The least chaotic path is therefore facilitated internal evolution: sustained external pressure to encourage defections, empower pragmatic nationalists and reformists, and support organic popular movements (such as the “Woman, Life, Freedom” protests). Arming the resistance would help as current efforts are met by the Basij oversight rabid watchdogs. With patience and smart leverage, Iran’s legendary adaptability could once again produce a more stable, secular governance that preserves Persian continuity while shedding theocratic rigidity.

A Realistic Path Forward

Effective policy blends containment with leverage: sustained sanctions, naval deterrence in the Gulf, strengthened alliances with Israel and Arab partners, and any nuclear agreement backed by intrusive verification and snapback sanctions. Quiet support for Iranian civil society, information access, and credible alternatives to the current regime should accompany this approach — without overt military occupation or nation-building.

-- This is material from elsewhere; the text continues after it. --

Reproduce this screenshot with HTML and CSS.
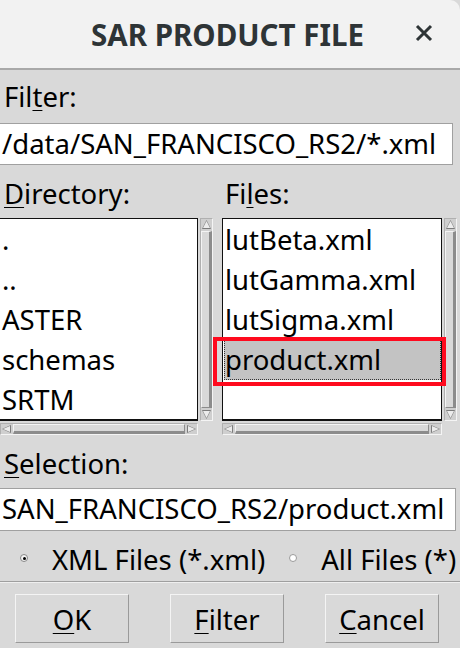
FILE: index.html
```html
<!DOCTYPE html>
<html>
<head>
<meta charset="utf-8">
<link rel="stylesheet" href="styles.css">
</head>
<body>
<div class="window">
  <header class="titlebar">
    <span class="title">SAR PRODUCT FILE</span>
    <svg class="close" width="18" height="18" viewBox="0 0 18 18"><path d="M2 2 L16 16 M16 2 L2 16" stroke="#2e3436" stroke-width="3" stroke-linecap="butt"/></svg>
  </header>
  <main class="dialog">
    <div class="lbl lbl-top">Fil<u>t</u>er:</div>
    <div class="entry">/data/SAN_FRANCISCO_RS2/*.xml</div>
    <div class="panes">
      <div class="pane pane-dir">
        <div class="lbl"><u>D</u>irectory:</div>
        <div class="scrolled">
          <ul class="list">
            <li>.</li>
            <li>..</li>
            <li>ASTER</li>
            <li>schemas</li>
            <li>SRTM</li>
          </ul>
          <div class="vscroll">
            <span class="arrow up"></span><span class="vslider"></span><span class="arrow down"></span>
          </div>
          <div class="hscroll">
            <span class="arrow left"></span><span class="hslider"></span><span class="arrow right"></span>
          </div>
        </div>
      </div>
      <div class="pane pane-files">
        <div class="lbl lbl-files">Fi<u>l</u>es:</div>
        <div class="scrolled">
          <ul class="list">
            <li>lutBeta.xml</li>
            <li>lutGamma.xml</li>
            <li>lutSigma.xml</li>
            <li class="selected">product.xml</li>
          </ul>
          <div class="vscroll">
            <span class="arrow up"></span><span class="vslider"></span><span class="arrow down"></span>
          </div>
          <div class="hscroll">
            <span class="arrow left"></span><span class="hslider"></span><span class="arrow right"></span>
          </div>
        </div>
      </div>
    </div>
    <div class="lbl lbl-sel"><u>S</u>election:</div>
    <div class="entry entry-sel">SAN_FRANCISCO_RS2/product.xml</div>
    <div class="radios">
      <span class="radio"><span class="dot on"></span>XML Files (*.xml)</span>
      <span class="radio"><span class="dot"></span>All Files (*)</span>
    </div>
    <div class="buttons">
      <span class="btn"><u>O</u>K</span>
      <span class="btn"><u>F</u>ilter</span>
      <span class="btn"><u>C</u>ancel</span>
    </div>
  </main>
</div>
</body>
</html>
```

FILE: styles.css
```css
* { box-sizing: border-box; }
html, body { margin: 0; padding: 0; }
body {
  width: 460px;
  height: 648px;
  overflow: hidden;
  background: #d9d9d9;
  font-family: "Noto Sans", "Open Sans", sans-serif;
  font-size: 27.5px;
  color: #000;
}
u { text-decoration-thickness: 1px; text-underline-offset: 3px; }

.titlebar {
  height: 70px;
  background: #f2f2f2;
  border-bottom: 2px solid #a9a9a9;
  border-top-right-radius: 10px;
  position: relative;
  display: flex;
  align-items: center;
  padding-left: 91px;
}
.title {
  font-weight: bold;
  font-size: 29.5px;
  color: #2e3436;
  line-height: 1;
  padding-top: 2px;
}
.close {
  position: absolute;
  left: 415px;
  top: 24px;
}

.dialog {
  display: flex;
  flex-direction: column;
}
.lbl {
  line-height: 36px;
  height: 36px;
  padding-left: 4px;
}
.lbl-top { margin-top: 9px; }
.entry {
  margin-top: 8px;
  height: 42px;
  line-height: 40px;
  width: 453px;
  background: #fff;
  border: 1px solid #a0a0a0;
  border-left: none;
  padding-left: 2px;
  white-space: nowrap;
  overflow: hidden;
}

.panes {
  display: flex;
  gap: 9px;
  margin-top: 11px;
}
.pane { display: flex; flex-direction: column; }
.pane-dir { width: 213px; }
.pane-files { width: 235px; }
.lbl-files { padding-left: 3px; }
.scrolled {
  margin-top: 6px;
  display: grid;
  grid-template-columns: 1fr 13px;
  grid-template-rows: 203px 12px;
  column-gap: 2px;
  row-gap: 2px;
}
.list {
  margin: 0;
  padding: 1px 0 0 1px;
  list-style: none;
  background: #fff;
  border: 1px solid #111;
  border-bottom-width: 2px;
}
.pane-dir .list { border-left: none; padding-left: 2px; }
.list li {
  line-height: 40px;
  height: 40px;
  white-space: nowrap;
}
.pane-files .list li { padding-left: 1px; }
.list li.selected {
  position: relative;
  background: #c3c3c3;
  outline: 1px dotted #333;
  outline-offset: -1px;
}
.list li.selected::after {
  content: "";
  position: absolute;
  left: -11px;
  right: -5px;
  top: -3px;
  bottom: -6px;
  border: 4px solid #ff0a1e;
}

.vscroll, .hscroll {
  display: flex;
  background: #cfcfcf;
  border: 1px solid;
  border-color: #b0b0b0 #f4f4f4 #f4f4f4 #b0b0b0;
}
.vscroll { flex-direction: column; }
.vslider {
  flex: 1;
  margin: 1px 0;
  background: #d9d9d9;
  border: 1px solid;
  border-color: #f4f4f4 #8c8c8c #8c8c8c #f4f4f4;
  border-right-width: 3px;
}
.hslider {
  flex: 1;
  margin: 0 1px;
  background: #d9d9d9;
  border: 1px solid;
  border-color: #f4f4f4 #8c8c8c #8c8c8c #f4f4f4;
  border-bottom-width: 3px;
}
.arrow {
  width: 11px;
  height: 11px;
  flex: none;
  position: relative;
}
.hscroll .arrow { height: 10px; }
.arrow::before {
  content: "";
  position: absolute;
  inset: 1px;
  background: #7c7c7c;
}
.arrow::after {
  content: "";
  position: absolute;
  inset: 2px;
  background: #ececec;
}
.arrow.up::before, .arrow.up::after { clip-path: polygon(50% 0, 100% 100%, 0 100%); }
.arrow.down::before, .arrow.down::after { clip-path: polygon(0 0, 100% 0, 50% 100%); }
.arrow.left::before, .arrow.left::after { clip-path: polygon(0 50%, 100% 0, 100% 100%); }
.arrow.right::before, .arrow.right::after { clip-path: polygon(0 0, 100% 50%, 0 100%); }

.lbl-sel { margin-top: 11px; }
.entry-sel { margin-top: 6px; height: 43px; width: 456px; }

.radios {
  margin-top: 11px;
  height: 36px;
  line-height: 36px;
  display: flex;
  padding-left: 20px;
}
.radio { display: flex; align-items: center; white-space: nowrap; }
.radio + .radio { margin-left: 24px; }
.dot {
  width: 8px;
  height: 8px;
  border-radius: 50%;
  background: #fff;
  border: 1px solid #9a9a9a;
  margin-right: 24px;
  position: relative;
  top: -2px;
}
.dot.on { background: #f4f4f4; border-color: #888; }
.dot.on::after {
  content: "";
  position: absolute;
  left: 1.5px; top: 1.5px;
  width: 3px; height: 3px;
  border-radius: 50%;
  background: #000;
}

.buttons {
  margin-top: 3px;
  border-top: 1px solid #9f9f9f;
  box-shadow: inset 0 1px 0 #efefef;
  padding: 12px 0 0 15px;
  display: flex;
  gap: 41px;
}
.btn {
  width: 114px;
  height: 49px;
  border: 1px solid;
  border-color: #f4f4f4 #9a9a9a #9a9a9a #f4f4f4;
  padding-top: 3px;
  line-height: 44px;
  text-align: center;
  background: #d9d9d9;
}
```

Model Iran as the hybrid actor it is: ideologically driven yet responsive to costs, incentives, and its own survival imperative. Pure rationality assumptions will fail, but so will dismissing all pragmatism in Tehran.

Trump is being pragmatic.  His approach is “peace through strength,” using force to improve his leverage. It is messy, inconsistent in what he is telling the public, and to some extent he appears stumped by Iran’s structural realities.  He is not dealing with a counterpart. U.S. interests are being prioritized.  Regime change at this moment may be a fantasy. No troops on the ground is the plan, and neither is transformation, just no nukes, open the Strait and avoid getting bogged down for an indeterminate period. 

Iran’s resilience is legendary. Diplomacy must account for its fractured power structure, ideological drivers, and proven capacity for institutional continuity. Absent fundamental reform, durable agreements will remain elusive — but targeted pressure, combined with openness to a post-theocratic Persia, offers the best chance to shape a better outcome.